All Aboard Indo Yoga


A class in which you balance on an unstable wooden board while doing yoga poses…sounds interesting. On my way to my first Indo Yoga class I began to rethink what I was doing, as I’m a little clumsy. The bruise on my arm from a mishap on the stairs just healed, and here I was going to a class focused on balance. But Mary Lou Cerami, a yoga instructor at Shanti Yoga Center, proved me wrong and gave me a reason to enjoy this new fitness trend.

Only recently has the Indo board become a tool for yoga; it was formerly used to train surfers. In the class, we used original Indo boards, which are smaller at 30×18 inches, as opposed to more modern Indo boards that are six feet long and resemble a surfboard. The purpose? To work on balance and build muscle. An inflatable cushion rests under the board, allowing you to increase or decrease the difficulty of balancing based on how much air you want to put into the cushion or let out. If I flattened the cushion, the class might have been easier.

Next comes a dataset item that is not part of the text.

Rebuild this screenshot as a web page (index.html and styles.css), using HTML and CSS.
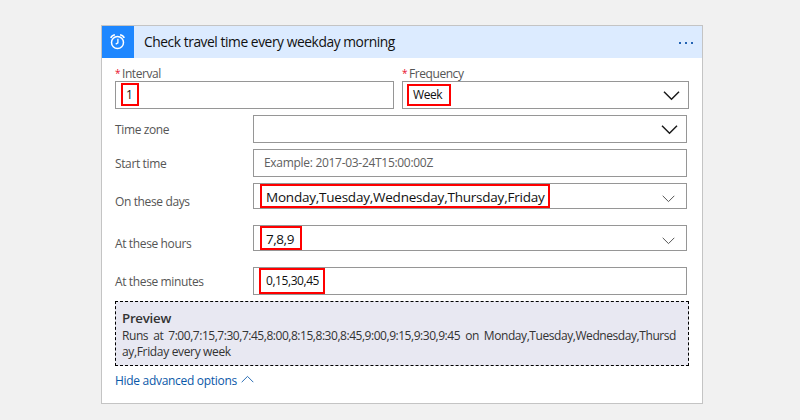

The board became less intimidating as Mary Lou walked the class through the motions. We slowly lifted one leg in the air in an effort to get a feel for the board. In an instant, simple movements became difficult on the rocking platform. Not to mention, the board worked muscles I don’t typically use or even knew I had. My muscles started trembling. “If you did a squat like that, a chair pose, in a yoga class on the floor, you wouldn’t get that same kind of feedback,” insisted the fitness instructor. “It really shows your strengths and the areas you need to work on.”

Indo Yoga also adds a new challenge to your fitness plan. “Sometimes we get stuck in a rut [with our workout routines],” she explained. “Indo Yoga is something new and challenging, and it shows you where you can grow.”

In class, we used the Indo board to strengthen arms, abs and other muscles. For one exercise we put a hand on the board and did a side plank by extending our legs on the ground. I had to fight to stabilize my body, while building abdominal muscles. This may sound stressful, but it was surprisingly calming. With a focus on breathing and slowly going through the poses, it’s not about speed. Indo Yoga is about performing the poses correctly, then adding difficulty once you master the exercise.

After talking to Mary Lou, it was clear her passion is to bring Indo Yoga to people of all ages. “Anybody can and should do it. My students love it, and I can just see people’s reactions when we do it.” She also gives women another incentive to try Indo Yoga: we’re better at it than men. “Women are actually inherently better at balance than men. Men have a much harder time on a paddleboard or Indo board because their center of gravity is higher.”

After being skeptical about trying Indo Yoga, I was pleasantly surprised. The class was not only enjoyable, but challenging. I can even do the exercises at home and escape from the stress of everyday life as long as I have the board. As Mary Lou said, “We live our lives in what we’re used to and hide behind all of these doors that we create for ourselves. But Indo Yoga just opens up so much, so why not take it anywhere?”